Physical evolution is too slow for that. People around the globe have the same sensory system. On the other hand, evolution of culture (and language) goes much faster.

For work we use a software building system that on completion shows a coloured ball. Failure is red, but success is blue instead of green. The reason is quoted below: the initial author is Japanese.
jenkins.io wrote:Q. "Why do Japanese people say that they have blue traffic lights when they are really green?" –Question submitted by John Sypal

A: According to the book, Japan From A to Z: Mysteries of Everyday Life Explained by James and Michiko Vardaman, the first traffic signals in Japan were blue instead of green, but the blue lights were difficult to see from a long distance away so they were replaced with green ones. Vardaman says that the custom of referring to traffic lights is a holdover from those days.

This sounds like a good explanation, but the problem with it is that you will hear Japanese people refer to other green things (like cucumbers, spinach, and sometimes grass) as being blue as well. This is because historically, Japanese people considered green to be a shade of blue. For example, the Chinese character for blue, pronounced ao is made up of two characters, iki (life) and i (well) and refers to the colour of plants which grow around a well, a colour between green and blue. When Chinese people see the character, they say it means green, but Japanese people say it means blue.

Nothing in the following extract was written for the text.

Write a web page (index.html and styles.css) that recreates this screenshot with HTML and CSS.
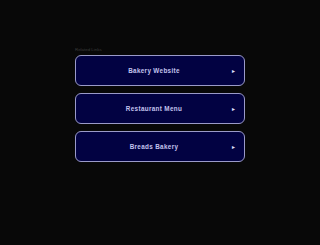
FILE: index.html
```html
<!DOCTYPE html>
<html lang="en">
    <head>
        <meta charset="UTF-8">
        <meta name="viewport" content="width=device-width, initial-scale=1.0">
        <title>Related Links</title>
        <link rel="stylesheet" href="styles.css">
    </head>
    <body>
        <div class="links">
            <p class="links-title">Related Links</p>

            <a class="link-button" href="#">
                <span class="link-text">Bakery Website</span>
                <span class="link-arrow">&#9658;</span>
            </a>

            <a class="link-button" href="#">
                <span class="link-text">Restaurant Menu</span>
                <span class="link-arrow">&#9658;</span>
            </a>

            <a class="link-button" href="#">
                <span class="link-text">Breads Bakery</span>
                <span class="link-arrow">&#9658;</span>
            </a>
        </div>
    </body>
</html>
```

FILE: styles.css
```css
body
{
    margin: 0;
    background-color: #080808;
    font-family: "Liberation Sans", Arial, sans-serif;
}

.links
{
    width: 170px;
    margin-left: 75px;
    padding-top: 47px;
    display: flex;
    flex-direction: column;
    gap: 7px;
}

.links-title
{
    margin: 0 0 -4px 0;
    font-size: 4.4px;
    line-height: 5px;
    color: #3c3c3c;
}

.link-button
{
    position: relative;
    display: flex;
    align-items: center;
    justify-content: center;
    height: 29px;
    padding-right: 12px;
    background-color: #020242;
    border: 1px solid #9a9ac8;
    border-radius: 6px;
    text-decoration: none;
}

.link-text
{
    color: #c4c4ee;
    font-size: 6.3px;
    font-weight: bold;
    letter-spacing: 0.35px;
}

.link-arrow
{
    position: absolute;
    right: 8px;
    color: #e0e0ff;
    font-size: 5px;
}
```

Japanese books on colours tell us that there are four tertiary colours: red, blue, white and black, and that all others are shades of those four main ones. Ao, therefore, is a sort of ideal blue, halfway between green and blue. The sky is said to be blue, but it is a different shade of ao than a traffic light is. Tree leaves are said to be green, but green is a shade of ao, like crimson is a shade of red.

In another interesting cultural difference relating to colour, Japanese children always colour the sun red instead of yellow.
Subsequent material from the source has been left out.